Several researchers (Phelps et al. 1984; Hammond 1991; Akram et al. 1999; Zeybek et al. 2001; Wu et al. 2002) have taken this approach to include the effect of invasion on fluid sampling and pressure-transient data from WFTs. However, all work given in Phelps et al. (1984), Hammond (1991), Akram et al. (1999), Zeybek et al. (2001), and Wu et al. (2002) is limited to a single-layer system. In addition, these references do not address the parameter-estimation problem (mainly permeability) in the presence of invasion.
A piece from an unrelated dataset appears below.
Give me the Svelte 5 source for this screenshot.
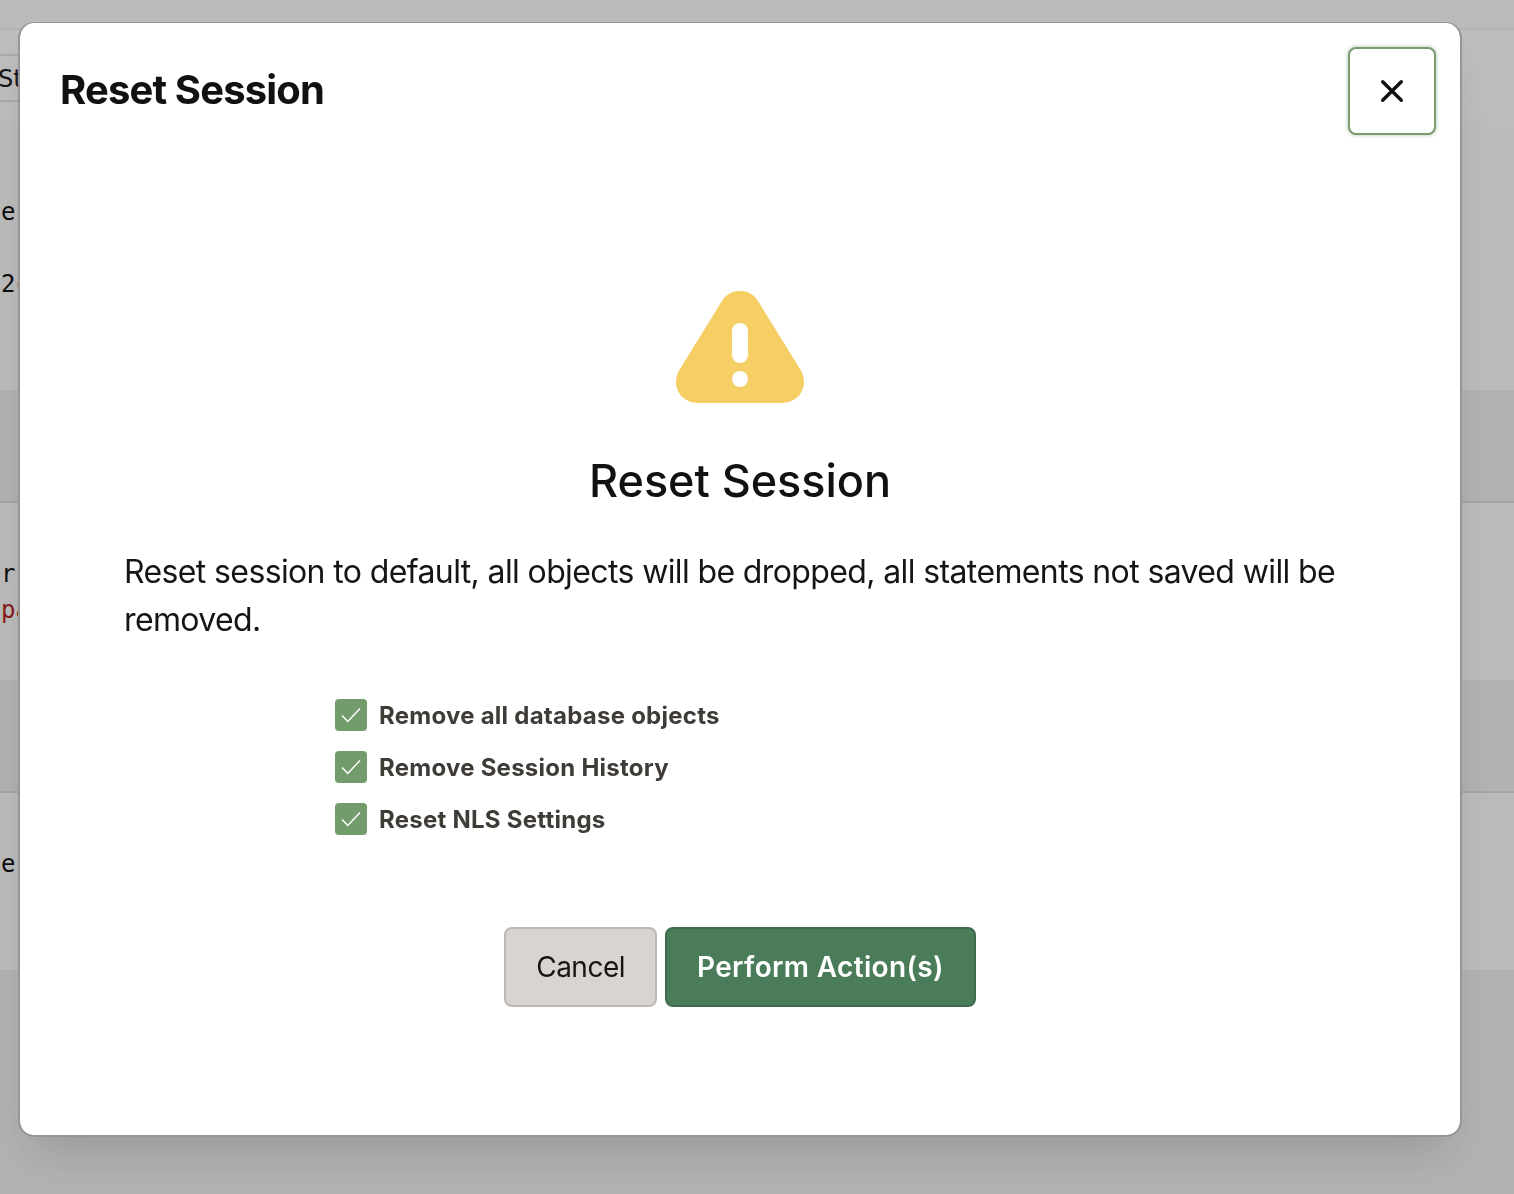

For instance, Akram et al. (1999) numerically simulated the invaded zone by injecting water to create a sharp interface (or shock front) between filtrate and oil in the simulator and then studied the effect of invasion on sampling quality (water cut) vs. time during the pumpout (production) period, which is production from the formation into the wellbore by means of a pump. In the presence of water-based-mud invasion, Zeybek et al. (2001) presented an inversion methodology using a numerical simulator to refine oil/water relative permeabilities by integrating dual-packer pressure and water-cut measurements with openhole array resistivity measurements. During their inversion process, they also updated the absolute horizontal and vertical permeability in the simulator. However, they did not consider vertical-observation probe pressure data in their inversion methodology. Wu et al. (2002) presented miscible and immiscible multiphase sampling modeling for oil- and water-based muds for a dual-probe configuration. Assuming that the capillary pressure and relative permeability curves (and the mud-filtrate characteristics) are known, they presented an inversion methodology of horizontal and vertical permeabilities by matching sampling quality and pressure measurements acquired in the presence of oil- and water-based invaded zones. Their inversion method is based on a neural-network approach coupled with a numerical simulator.